接着我们只需要将这个回调传入native,再通过jni将解析好的数据传给java即可。

 RtmpPlayer.getInstance().nativeSetCallback(new PlayCallback() {
    @Override
    public void onPrepared(int width, int height) {
        //start 循环调运会阻塞主线程 需要在子线程里运行
        RtmpPlayer.getInstance().nativeStart();
    }

    @Override
    public void onFrameAvailable(byte[] data) {
       //获得裸数据,裸数据的格式为NV21
        Log.i(TAG, "onFrameAvailable: " + Arrays.hashCode(data));
        surfaceView.refreshFrameNV21(data);
    }

    @Override
    public void onPlayFinished() {
         //播放结束的回调
    }
});
//数据准备
int code = RtmpPlayer.getInstance().prepare("rtmp://58.200.131.2:1935/livetv/hunantv");
if (code == -1) {
    //code为-1则证明rtmp的prepare有问题
    Toast.makeText(MainActivity.this, "prepare Error", Toast.LENGTH_LONG).show();
}

onFrameAvailable得到的data就是我们需要的NV21格式的数据了,下图是我播放湖南卫视得到的数据回调,从hashCode上来看,每次的数据回调都不一样,可以认为数据是实时刷新的。

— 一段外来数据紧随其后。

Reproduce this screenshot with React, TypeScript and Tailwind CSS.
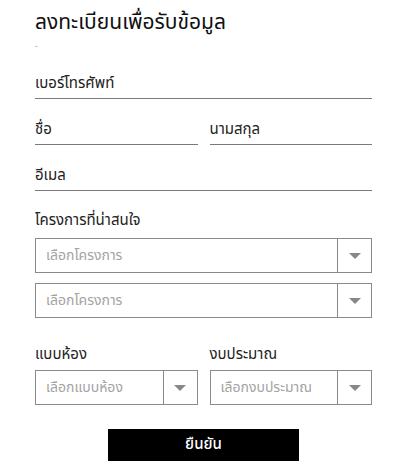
function LineField({ label }: { label: string }) {
  return (
    <div className="flex h-[26px] items-end border-b border-[#7a7a7a] pb-[4px]">
      <span className="block text-[15px] leading-[20px] text-[#222]">{label}</span>
    </div>
  );
}

function FieldLabel({ children }: { children: string }) {
  return <div className="h-[20px] text-[15px] leading-[20px] text-[#222]">{children}</div>;
}

function SelectBox({ placeholder }: { placeholder: string }) {
  return (
    <div className="flex h-[35px] border border-[#8a8a8a] bg-white">
      <div className="flex min-w-0 flex-1 items-center pl-[10px] text-[14px] leading-[20px] text-[#a3a3a3]">
        {placeholder}
      </div>
      <div className="flex w-[34px] items-center justify-center border-l border-[#8a8a8a]">
        <span className="h-0 w-0 border-x-[6px] border-t-[6px] border-x-transparent border-t-[#888]" />
      </div>
    </div>
  );
}

export default function App() {
  return (
    <div className="h-[470px] w-[400px] overflow-hidden bg-white pl-[35px] pr-[28px] pt-[7px] font-[family-name:'Noto_Sans_Thai','Liberation_Sans',sans-serif]">
      <h1 className="h-[32px] text-[21px] leading-[32px] text-[#111]">ลงทะเบียนเพื่อรับข้อมูล</h1>
      <div className="mt-[7px] h-px w-[3px] bg-[#c8c8c8]" />

      <div className="mt-[26px]">
        <LineField label="เบอร์โทรศัพท์" />
      </div>

      <div className="mt-[20px] grid grid-cols-2 gap-[12px]">
        <LineField label="ชื่อ" />
        <LineField label="นามสกุล" />
      </div>

      <div className="mt-[20px]">
        <LineField label="อีเมล" />
      </div>

      <div className="mt-[20px]">
        <FieldLabel>โครงการที่น่าสนใจ</FieldLabel>
      </div>
      <div className="mt-[7px] flex flex-col gap-[10px]">
        <SelectBox placeholder="เลือกโครงการ" />
        <SelectBox placeholder="เลือกโครงการ" />
      </div>

      <div className="mt-[27px] grid grid-cols-2 gap-[12px]">
        <div>
          <FieldLabel>แบบห้อง</FieldLabel>
          <div className="mt-[5px]">
            <SelectBox placeholder="เลือกแบบห้อง" />
          </div>
        </div>
        <div>
          <FieldLabel>งบประมาณ</FieldLabel>
          <div className="mt-[5px]">
            <SelectBox placeholder="เลือกงบประมาณ" />
          </div>
        </div>
      </div>

      <div className="mt-[24px] flex justify-center">
        <button className="flex h-[32px] w-[191px] items-center justify-center bg-black text-[15px] font-medium leading-[20px] text-white">
          ยืนยัน
        </button>
      </div>
    </div>
  );
}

Android基于RTMP视频流的人脸识别(上篇)

3.Java层与JNI的交互

新建了RtmpPlayer单例类做为Jni与java层交互的通道。

public class RtmpPlayer {

    private static volatile RtmpPlayer mInstance;
    private static final int PREPARE_ERROR = -1;

    private RtmpPlayer() {
    }

    //双重锁定防止多线程操作导致的创建多个实例
    public static RtmpPlayer getInstance() {
        if (mInstance == null) {
            synchronized (RtmpPlayer.class) {
                if (mInstance == null) {
                    mInstance = new RtmpPlayer();
                }
            }
        }
        return mInstance;
    }

    //数据准备操作
    public int prepare(String url) {
        if(nativePrepare(url) == PREPARE_ERROR){
            Log.i("rtmpPlayer", "PREPARE_ERROR ");
        }
        return nativePrepare(url);
    }

    //加载库
    static {
        System.loadLibrary("rtmpplayer-lib");
    }

    //数据准备
    private native int nativePrepare(String url);
    //开始播放
    public native void nativeStart();
    //设置回调
    public native void nativeSetCallback(PlayCallback playCallback);
    //停止播放
    public native void nativeStop();
}

四、小结

至此为止我们已经获得NV21的裸数据,由于时间有限,文章需要写的内容比较多,因此需要分为上下两篇进行讲述。在下篇内我会讲述如何通过OpenGL将我们获得的NV21数据绘制上去,以及如何通过NV21裸数据进行人脸识别,并绘制人脸框。这也是为何我们费尽心机想要得到NV21裸数据的原因。上篇的ffmpeg接入如有问题,可以在下篇最后的附录查看我上传的demo,参考demo可能上手的更容易些。